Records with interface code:
┄┄┄┄┄┄┄┄┄┄┄┄┄┄┄┄┄┄┄┄

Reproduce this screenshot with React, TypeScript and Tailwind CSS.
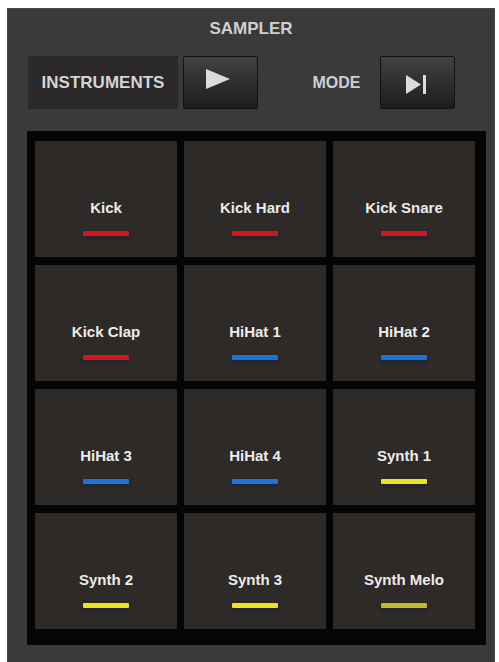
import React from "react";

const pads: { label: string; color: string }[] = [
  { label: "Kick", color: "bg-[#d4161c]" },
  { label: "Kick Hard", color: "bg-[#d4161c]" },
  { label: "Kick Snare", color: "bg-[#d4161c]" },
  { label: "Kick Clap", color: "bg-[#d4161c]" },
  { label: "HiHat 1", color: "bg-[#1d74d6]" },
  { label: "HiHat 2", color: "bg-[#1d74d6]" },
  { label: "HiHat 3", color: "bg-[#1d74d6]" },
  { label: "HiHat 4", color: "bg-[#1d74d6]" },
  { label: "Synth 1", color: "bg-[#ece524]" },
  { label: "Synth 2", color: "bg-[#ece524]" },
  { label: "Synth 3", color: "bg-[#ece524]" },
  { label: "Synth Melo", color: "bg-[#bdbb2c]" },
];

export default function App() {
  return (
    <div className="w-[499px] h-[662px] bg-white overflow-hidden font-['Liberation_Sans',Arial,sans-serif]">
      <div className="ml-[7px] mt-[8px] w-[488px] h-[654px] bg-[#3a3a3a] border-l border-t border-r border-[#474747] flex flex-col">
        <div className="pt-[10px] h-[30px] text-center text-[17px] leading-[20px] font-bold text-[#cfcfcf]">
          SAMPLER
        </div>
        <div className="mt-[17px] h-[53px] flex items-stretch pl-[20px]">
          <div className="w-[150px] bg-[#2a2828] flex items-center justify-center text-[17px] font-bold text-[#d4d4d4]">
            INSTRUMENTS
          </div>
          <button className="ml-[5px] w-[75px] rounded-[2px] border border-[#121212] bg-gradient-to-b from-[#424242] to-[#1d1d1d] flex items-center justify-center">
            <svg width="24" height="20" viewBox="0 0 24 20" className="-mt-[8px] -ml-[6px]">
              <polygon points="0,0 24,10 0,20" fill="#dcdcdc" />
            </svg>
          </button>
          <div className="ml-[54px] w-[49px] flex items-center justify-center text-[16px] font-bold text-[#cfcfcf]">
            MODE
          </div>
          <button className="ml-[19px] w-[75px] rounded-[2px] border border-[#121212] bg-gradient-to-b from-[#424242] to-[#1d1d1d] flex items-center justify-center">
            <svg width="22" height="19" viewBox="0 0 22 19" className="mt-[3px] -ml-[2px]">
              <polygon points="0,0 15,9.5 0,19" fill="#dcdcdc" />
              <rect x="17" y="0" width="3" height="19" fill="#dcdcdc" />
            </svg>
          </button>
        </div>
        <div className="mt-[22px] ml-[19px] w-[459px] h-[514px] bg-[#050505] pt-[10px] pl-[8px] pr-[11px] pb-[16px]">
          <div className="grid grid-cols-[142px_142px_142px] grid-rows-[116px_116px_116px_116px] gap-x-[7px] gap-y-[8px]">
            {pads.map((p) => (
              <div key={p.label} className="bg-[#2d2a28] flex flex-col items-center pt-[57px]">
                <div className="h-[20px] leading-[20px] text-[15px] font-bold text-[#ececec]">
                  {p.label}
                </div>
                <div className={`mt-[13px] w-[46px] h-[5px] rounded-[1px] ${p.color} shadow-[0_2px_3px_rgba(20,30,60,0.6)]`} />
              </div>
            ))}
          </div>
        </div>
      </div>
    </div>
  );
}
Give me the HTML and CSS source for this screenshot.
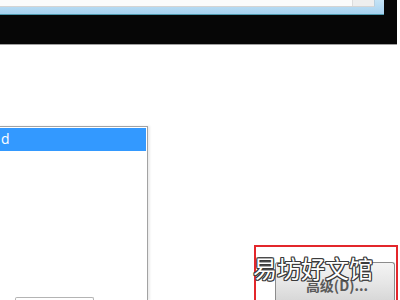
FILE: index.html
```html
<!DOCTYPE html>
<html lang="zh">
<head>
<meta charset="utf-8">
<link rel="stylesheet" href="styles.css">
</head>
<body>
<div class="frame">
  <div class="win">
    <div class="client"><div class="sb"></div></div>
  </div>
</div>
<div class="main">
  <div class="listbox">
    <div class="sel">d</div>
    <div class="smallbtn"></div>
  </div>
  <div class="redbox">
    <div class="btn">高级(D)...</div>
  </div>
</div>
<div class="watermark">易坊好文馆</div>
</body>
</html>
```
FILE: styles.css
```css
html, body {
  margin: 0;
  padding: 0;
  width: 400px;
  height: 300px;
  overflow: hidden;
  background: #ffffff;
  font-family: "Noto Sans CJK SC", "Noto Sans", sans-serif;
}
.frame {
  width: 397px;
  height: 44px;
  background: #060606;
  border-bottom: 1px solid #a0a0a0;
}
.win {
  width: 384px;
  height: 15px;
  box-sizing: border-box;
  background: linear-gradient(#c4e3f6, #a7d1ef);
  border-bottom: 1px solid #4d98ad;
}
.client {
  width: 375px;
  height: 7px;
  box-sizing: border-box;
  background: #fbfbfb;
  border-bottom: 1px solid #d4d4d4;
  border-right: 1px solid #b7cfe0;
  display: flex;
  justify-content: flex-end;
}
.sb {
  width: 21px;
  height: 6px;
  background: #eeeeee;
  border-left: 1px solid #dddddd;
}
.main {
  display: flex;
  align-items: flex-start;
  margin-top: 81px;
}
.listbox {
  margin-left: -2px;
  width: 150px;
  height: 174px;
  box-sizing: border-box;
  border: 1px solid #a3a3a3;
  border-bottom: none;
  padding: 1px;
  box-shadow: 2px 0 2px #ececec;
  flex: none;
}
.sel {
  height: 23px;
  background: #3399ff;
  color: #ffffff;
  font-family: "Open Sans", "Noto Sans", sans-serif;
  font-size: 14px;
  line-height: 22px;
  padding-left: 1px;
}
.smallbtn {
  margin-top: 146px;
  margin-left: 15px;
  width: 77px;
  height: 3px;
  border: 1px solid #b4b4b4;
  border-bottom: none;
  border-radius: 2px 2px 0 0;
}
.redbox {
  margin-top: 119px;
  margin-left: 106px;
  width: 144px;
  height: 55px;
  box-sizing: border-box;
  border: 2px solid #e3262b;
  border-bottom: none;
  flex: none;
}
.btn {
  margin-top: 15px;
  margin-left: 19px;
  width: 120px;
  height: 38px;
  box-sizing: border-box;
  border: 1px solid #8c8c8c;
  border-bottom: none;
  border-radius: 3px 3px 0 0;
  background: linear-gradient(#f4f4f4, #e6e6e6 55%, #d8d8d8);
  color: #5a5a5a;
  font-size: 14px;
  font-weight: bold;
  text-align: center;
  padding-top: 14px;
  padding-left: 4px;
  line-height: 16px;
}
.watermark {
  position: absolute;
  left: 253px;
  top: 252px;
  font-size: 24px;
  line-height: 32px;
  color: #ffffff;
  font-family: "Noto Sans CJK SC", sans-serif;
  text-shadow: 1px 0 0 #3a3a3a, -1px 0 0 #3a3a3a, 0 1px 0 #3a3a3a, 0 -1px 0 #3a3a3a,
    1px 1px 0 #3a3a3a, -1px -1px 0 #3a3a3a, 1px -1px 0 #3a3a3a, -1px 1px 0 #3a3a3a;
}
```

┄┄┄┄┄┄┄┄┄┄┄┄┄┄┄┄┄┄┄┄

Work to do: Leave out the pictures and give the rest of the records again exactly.

Solution for this exercise:
Reproduce this screenshot with React, TypeScript and Tailwind CSS.
import React from "react";

const pads: { label: string; color: string }[] = [
  { label: "Kick", color: "bg-[#d4161c]" },
  { label: "Kick Hard", color: "bg-[#d4161c]" },
  { label: "Kick Snare", color: "bg-[#d4161c]" },
  { label: "Kick Clap", color: "bg-[#d4161c]" },
  { label: "HiHat 1", color: "bg-[#1d74d6]" },
  { label: "HiHat 2", color: "bg-[#1d74d6]" },
  { label: "HiHat 3", color: "bg-[#1d74d6]" },
  { label: "HiHat 4", color: "bg-[#1d74d6]" },
  { label: "Synth 1", color: "bg-[#ece524]" },
  { label: "Synth 2", color: "bg-[#ece524]" },
  { label: "Synth 3", color: "bg-[#ece524]" },
  { label: "Synth Melo", color: "bg-[#bdbb2c]" },
];

export default function App() {
  return (
    <div className="w-[499px] h-[662px] bg-white overflow-hidden font-['Liberation_Sans',Arial,sans-serif]">
      <div className="ml-[7px] mt-[8px] w-[488px] h-[654px] bg-[#3a3a3a] border-l border-t border-r border-[#474747] flex flex-col">
        <div className="pt-[10px] h-[30px] text-center text-[17px] leading-[20px] font-bold text-[#cfcfcf]">
          SAMPLER
        </div>
        <div className="mt-[17px] h-[53px] flex items-stretch pl-[20px]">
          <div className="w-[150px] bg-[#2a2828] flex items-center justify-center text-[17px] font-bold text-[#d4d4d4]">
            INSTRUMENTS
          </div>
          <button className="ml-[5px] w-[75px] rounded-[2px] border border-[#121212] bg-gradient-to-b from-[#424242] to-[#1d1d1d] flex items-center justify-center">
            <svg width="24" height="20" viewBox="0 0 24 20" className="-mt-[8px] -ml-[6px]">
              <polygon points="0,0 24,10 0,20" fill="#dcdcdc" />
            </svg>
          </button>
          <div className="ml-[54px] w-[49px] flex items-center justify-center text-[16px] font-bold text-[#cfcfcf]">
            MODE
          </div>
          <button className="ml-[19px] w-[75px] rounded-[2px] border border-[#121212] bg-gradient-to-b from-[#424242] to-[#1d1d1d] flex items-center justify-center">
            <svg width="22" height="19" viewBox="0 0 22 19" className="mt-[3px] -ml-[2px]">
              <polygon points="0,0 15,9.5 0,19" fill="#dcdcdc" />
              <rect x="17" y="0" width="3" height="19" fill="#dcdcdc" />
            </svg>
          </button>
        </div>
        <div className="mt-[22px] ml-[19px] w-[459px] h-[514px] bg-[#050505] pt-[10px] pl-[8px] pr-[11px] pb-[16px]">
          <div className="grid grid-cols-[142px_142px_142px] grid-rows-[116px_116px_116px_116px] gap-x-[7px] gap-y-[8px]">
            {pads.map((p) => (
              <div key={p.label} className="bg-[#2d2a28] flex flex-col items-center pt-[57px]">
                <div className="h-[20px] leading-[20px] text-[15px] font-bold text-[#ececec]">
                  {p.label}
                </div>
                <div className={`mt-[13px] w-[46px] h-[5px] rounded-[1px] ${p.color} shadow-[0_2px_3px_rgba(20,30,60,0.6)]`} />
              </div>
            ))}
          </div>
        </div>
      </div>
    </div>
  );
}
Give me the HTML and CSS source for this screenshot.
FILE: index.html
```html
<!DOCTYPE html>
<html lang="zh">
<head>
<meta charset="utf-8">
<link rel="stylesheet" href="styles.css">
</head>
<body>
<div class="frame">
  <div class="win">
    <div class="client"><div class="sb"></div></div>
  </div>
</div>
<div class="main">
  <div class="listbox">
    <div class="sel">d</div>
    <div class="smallbtn"></div>
  </div>
  <div class="redbox">
    <div class="btn">高级(D)...</div>
  </div>
</div>
<div class="watermark">易坊好文馆</div>
</body>
</html>
```
FILE: styles.css
```css
html, body {
  margin: 0;
  padding: 0;
  width: 400px;
  height: 300px;
  overflow: hidden;
  background: #ffffff;
  font-family: "Noto Sans CJK SC", "Noto Sans", sans-serif;
}
.frame {
  width: 397px;
  height: 44px;
  background: #060606;
  border-bottom: 1px solid #a0a0a0;
}
.win {
  width: 384px;
  height: 15px;
  box-sizing: border-box;
  background: linear-gradient(#c4e3f6, #a7d1ef);
  border-bottom: 1px solid #4d98ad;
}
.client {
  width: 375px;
  height: 7px;
  box-sizing: border-box;
  background: #fbfbfb;
  border-bottom: 1px solid #d4d4d4;
  border-right: 1px solid #b7cfe0;
  display: flex;
  justify-content: flex-end;
}
.sb {
  width: 21px;
  height: 6px;
  background: #eeeeee;
  border-left: 1px solid #dddddd;
}
.main {
  display: flex;
  align-items: flex-start;
  margin-top: 81px;
}
.listbox {
  margin-left: -2px;
  width: 150px;
  height: 174px;
  box-sizing: border-box;
  border: 1px solid #a3a3a3;
  border-bottom: none;
  padding: 1px;
  box-shadow: 2px 0 2px #ececec;
  flex: none;
}
.sel {
  height: 23px;
  background: #3399ff;
  color: #ffffff;
  font-family: "Open Sans", "Noto Sans", sans-serif;
  font-size: 14px;
  line-height: 22px;
  padding-left: 1px;
}
.smallbtn {
  margin-top: 146px;
  margin-left: 15px;
  width: 77px;
  height: 3px;
  border: 1px solid #b4b4b4;
  border-bottom: none;
  border-radius: 2px 2px 0 0;
}
.redbox {
  margin-top: 119px;
  margin-left: 106px;
  width: 144px;
  height: 55px;
  box-sizing: border-box;
  border: 2px solid #e3262b;
  border-bottom: none;
  flex: none;
}
.btn {
  margin-top: 15px;
  margin-left: 19px;
  width: 120px;
  height: 38px;
  box-sizing: border-box;
  border: 1px solid #8c8c8c;
  border-bottom: none;
  border-radius: 3px 3px 0 0;
  background: linear-gradient(#f4f4f4, #e6e6e6 55%, #d8d8d8);
  color: #5a5a5a;
  font-size: 14px;
  font-weight: bold;
  text-align: center;
  padding-top: 14px;
  padding-left: 4px;
  line-height: 16px;
}
.watermark {
  position: absolute;
  left: 253px;
  top: 252px;
  font-size: 24px;
  line-height: 32px;
  color: #ffffff;
  font-family: "Noto Sans CJK SC", sans-serif;
  text-shadow: 1px 0 0 #3a3a3a, -1px 0 0 #3a3a3a, 0 1px 0 #3a3a3a, 0 -1px 0 #3a3a3a,
    1px 1px 0 #3a3a3a, -1px -1px 0 #3a3a3a, 1px -1px 0 #3a3a3a, -1px 1px 0 #3a3a3a;
}
```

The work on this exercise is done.